To help make this scale more familiar, we'll compare it to some familiar functions:

Notice how the proof-theoretic ordinals of these theories compare with the FGH ordinals we use to estimate these functions:

• EFA has proof-theoretic ordinal $$\omega^3$$. It is dominated by tetration, which reaches roughly $$f_3$$.
• PRA, RCA0, and WKL have proof-theoretic ordinal $$\omega^\omega$$. They are dominated by Ackermann functions, xE#, and arrow notation, which reach $$f_\omega$$. They are also dominated by chained-arrow notation, which reaches $$f_{\omega^2}$$.
• PA and ACA0 have proof-theoretic ordinal $$\varepsilon_0$$. They are dominated by the Goodstein function, BEAF, E^, and Hydra, which reach $$f_{\varepsilon_0}$$.

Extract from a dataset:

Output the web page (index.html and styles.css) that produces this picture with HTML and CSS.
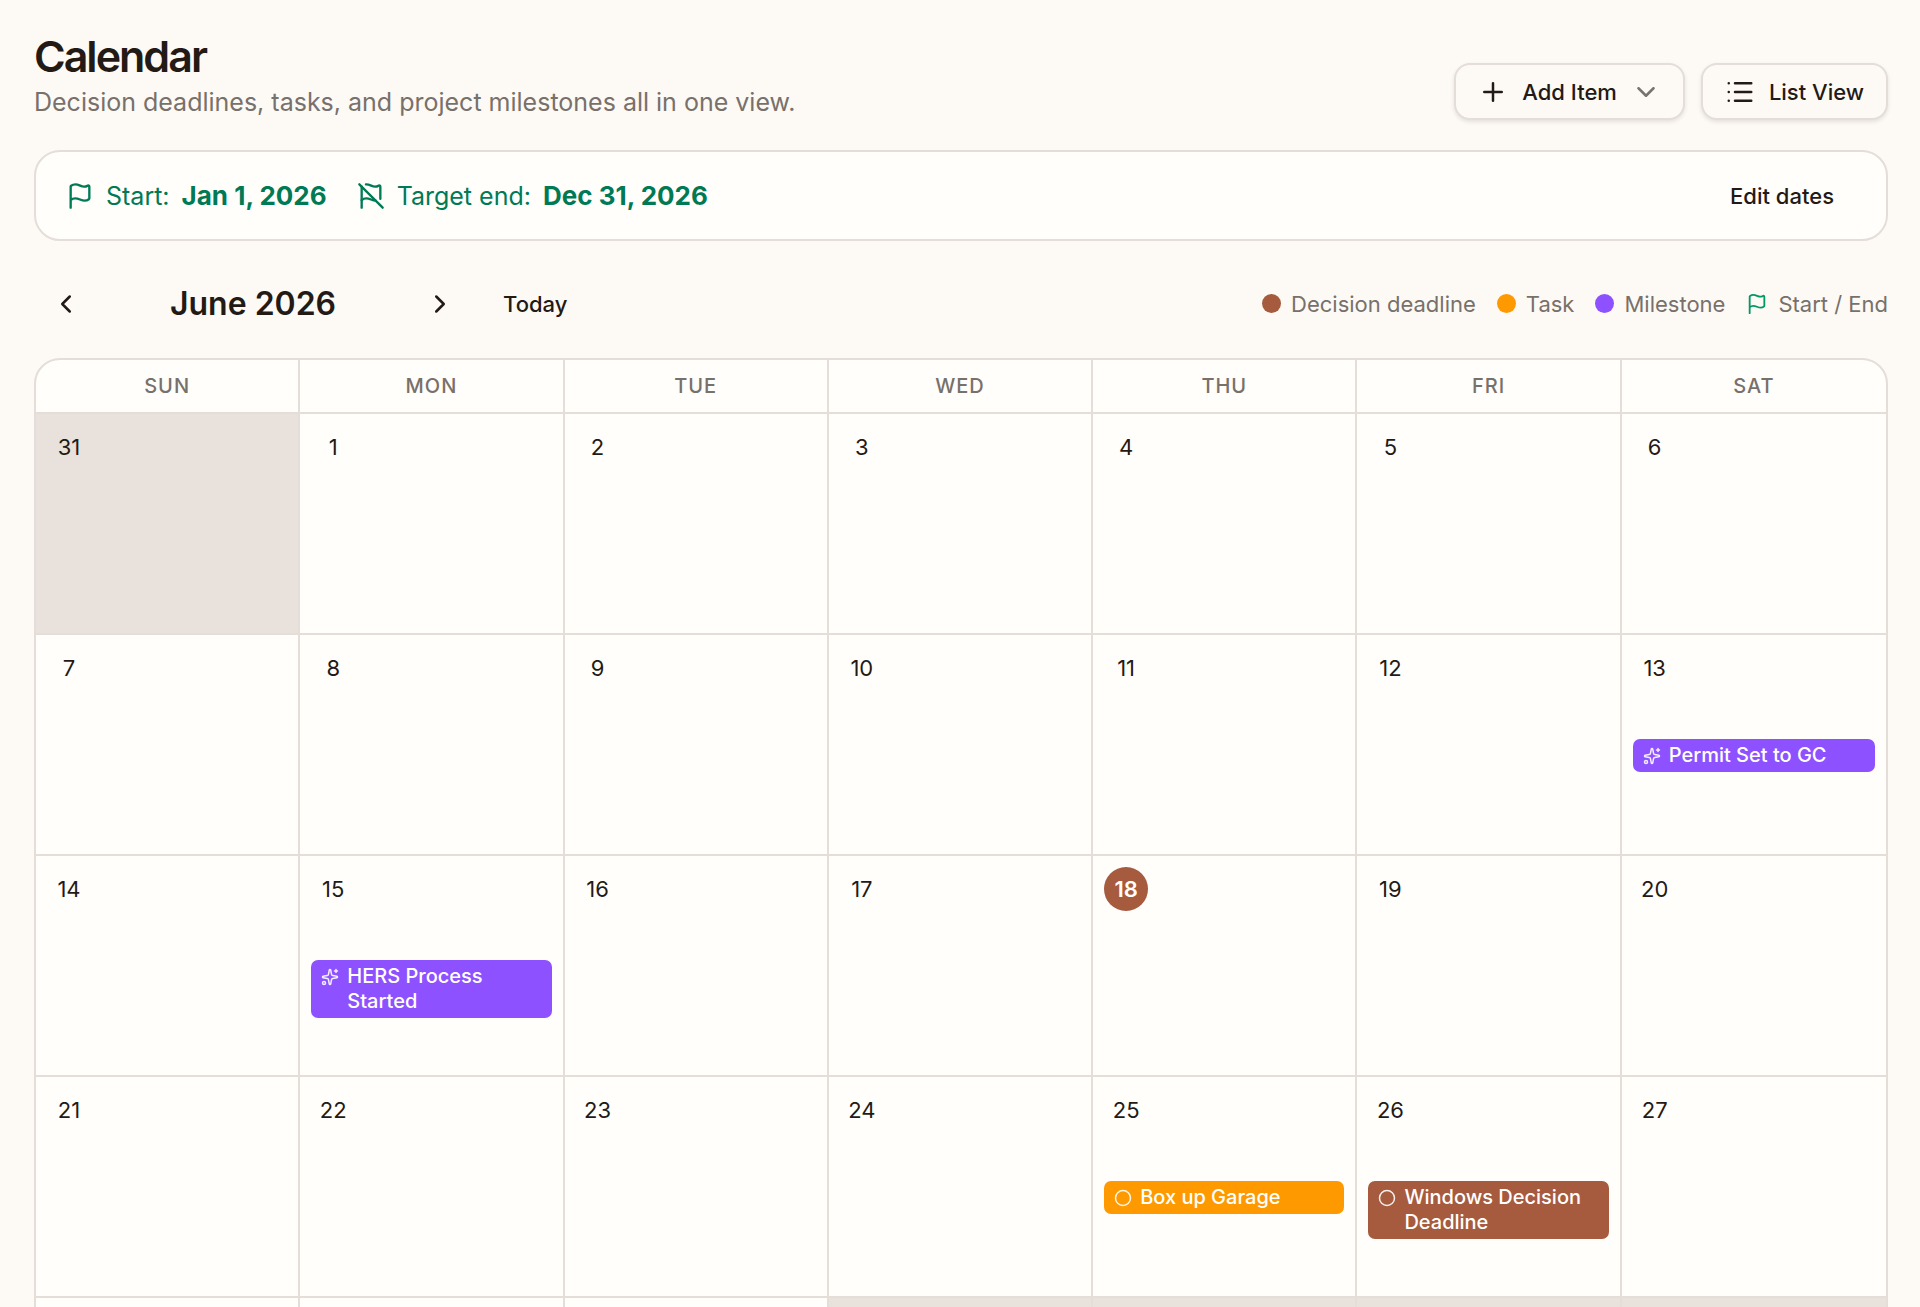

The PTO/FGH comparisons don't seem to work for EFA and PRA... until you realize that replacing FGH with the Hardy hierarchy makes it all work out. For example, EFA has PTO $$\omega^3$$, and tetration reaches $$H_{\omega^3}$$. This suggests the Hardy hierarchy as a more natural choice for comparing with googological functions.

The $$f_\omega$$-level (or should I say $$H_{\omega^\omega}$$) functions get squashed in with chained-arrow notation, which we know is significantly stronger. If the Big Five had a finer division between WKL0 and ACA0, this might not be the case.

To put everything here into perspective, I estimate that 90% of theorems ever published in professional mathematics are provable in RCA0. Most of the ones about combinatorics and number theory are in that tiny oval labeled EFA.

ZFC is a huge oval containing all of these and many more. (Although drawing it into the diagram would be technically incorrect since it doesn't use the language of first-order or second-order arithmetic.)